Saturday, August 23, 2008

Parsons's Mathematical Thought: Secs 24-26, Intuition

Chapter 5 of Parsons's book is called "Intuition". And I guess I should declare an interest (or rather, lack of interest!) here. I've never really understood talk about intuition: and I'm certainly not helped when Parsons writes "I shall be concerned to develop a conception of mathematical intuition that is in a general way Kantian", since Kant is pretty much a closed book to me. So perhaps I'm not the best reader for this chapter! But still, let's proceed ...

Sec. 24, "Intuition: Basic distinctions". Parsons distinguishes supposed intuition of objects from intuition that such-and-such is the case. And he stresses that in his usage, intuition that isn't factive. So is an intuition that such-and-such just a non-inferential belief? Well note, for example, that "knowledge without observation" of our own bodily movements is non-inferential, but is not normally counted as intuitive. So what differentiates intuition properly so-called? Parsons promises an answer by a "development of the concept ... in the Kantian tradition".

Sec. 25, "Intuition and perception". Now, the headline suggestion here is that "It is hard to see what could make a cognitive relation to objects [intuition of] count as intuition if not some analogy with perception" (cf. e.g. Gödel). Further, intuition that is intimately connected with intuition of, rather as perception that is grounded in perception of. Well, fair enough: but that, of course, already does make claims about intuitions of mathematical objects very puzzling. Which leads to ...

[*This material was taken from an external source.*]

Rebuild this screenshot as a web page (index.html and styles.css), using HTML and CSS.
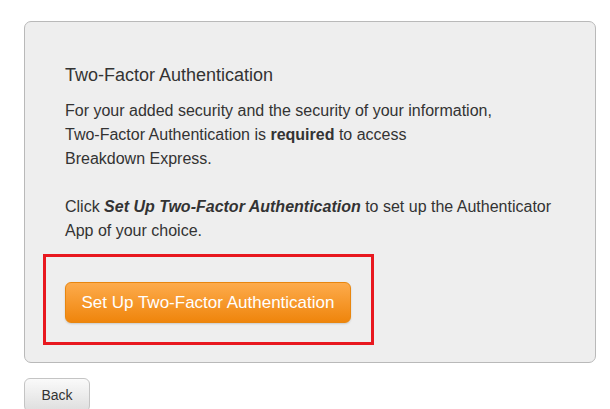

Sec. 26, "Objections to the very idea of mathematical intuition". Start with the following point. Ordinary perception is (so to speak) evident to the subject -- when I see an object, my computer screen say, "there is a phenomenological datum here". But "it is hard to maintain that the case is the same for mathematical objects ... [Are] there any experiences we can appeal to in the mathematical cases that are anywhere near as indisputed as my present experience of seeing the computer screen?" This seems to undermine any alleged analogy between "intuition of mathematical entities" and ordinary perception. So how are we to defend the analogy, given the different phenomenologies? Unfortunately, Parsons next remarks here are Kantian obscurities I can do nothing with. So I'm left stumped.

(Parsons also raises a question about the relation between structuralist thoughts and claims about intuition. The worry seems to be one about how a particular intuition can latch on to a particular object, if mathematical objects are indentified by their places in structures. The point, however, is rather rushed. But since I think Parsons is going to return to these matters, I won't say more at the moment.)